Agricultural Extension and Participatory Approaches –co-existence approaches in the agricultural advisory service approaches

Million Getnet Gebreyes works at ILRI as a consultant. He is the National Learning facilitator for SAIRLA- NLA in Ethiopia and Innovation Platform facilitator for Africa RISING project in the Ethiopian highlands. Recently (June 30- July 8, 2018), he was at Haramaya University to teach a course for the Africa Centre of Excellence on Climate Smart Agriculture and Biodiversity Conservation for masters’ students. The program is a World Bank supported international program that is training PhD and masters students on climate smart agriculture and biodiversity conservation. He was invited to teach a course on Agricultural Extension and Participatory Approaches. This blog reflects his stay at the University with the university community.

The course description demands evolution of agricultural extension approaches and methods, gender issues in agricultural extension service delivery, participatory approaches and knowledge management in agricultural extension service provision areas to be covered. Materials from sources such as the New Extensions Learning Kit (http://www.g-fras.org/en/knowledge/new-extensionist-learning-kit-nelk.html), academic journals such as Journal of Agricultural Education and Extension (https://www.tandfonline.com/toc/raee20/current) and other web-based sources were used. The course was an important component of the Africa Center of Excellence on Climate Smart Agriculture and Biodiversity Conservation (ACE-CSABC) program to equip its students with theoretical and practical skills on designing and execution of communication interventions at multiple levels, involving multiple actors.

This occasion was also a good opportunity as a professional, to learn and get some insights as well. The first insight was on evolution of agricultural advisory service approaches, from the early 1950’s and 60’s Transfer of Technology model to that of 1980’s and 90’s participatory approaches to the 2000’s innovation platforms. There was a reason for this evolution. Development practitioners have been frustrated by the slow changes in the agricultural sector in sub-Saharan Africa, partly because the much costed extension approaches have been found inadequate to respond to the complex farming systems. The scientific community of extension professionals embraced the complexity of farming systems and extension delivery mechanisms and advocated for concepts such as innovation systems, innovation platforms, knowledge brokering, boundary spanning and so on. The practice world speaks different, however. Transfer of technology models remain enduring, community based participatory approaches are still the fashion of the day, while innovation systems and innovation platforms are under experimentation. Hence, the evolution of extension methods should not be seen as one approaches progressing from one to another, replacing one with another or improvising. Rather, what seems to be the case is pluralism of approaches, where the old approaches co-exist with the new ones. The old approaches still persist for a number of reasons. First of all, they are simple, are based on common sense and non-extension experts easily understand them. Some of the innovative approaches also proved difficult to scale. One can mention the challenge of Farmers Field School and Participatory Technology Development approaches which works absolutely fine at local level by is challenging to scale.
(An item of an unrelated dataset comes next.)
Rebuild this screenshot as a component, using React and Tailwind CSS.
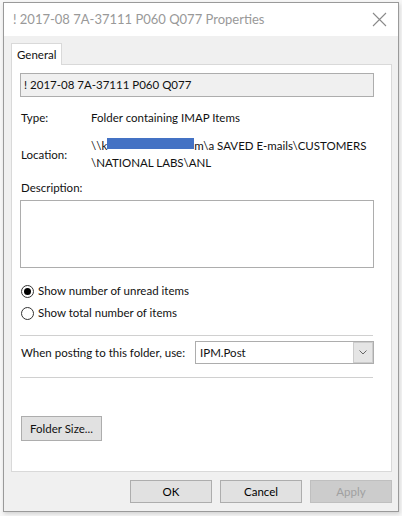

Innovation systems and innovation platforms, together concepts such as knowledge brokering, boundary spanning and co-production could be too complex to manage, with unpredictable and emergent outcomes. In funding contexts which requires to seek to see results quickly and with certainty, it is easy to fall back to the old ways of doing things. What is even more working is that recent interventions in climate smart agriculture and biodiversity conservation tend to overlook long years of experiences in agricultural development which questions technology transfer and participatory approaches.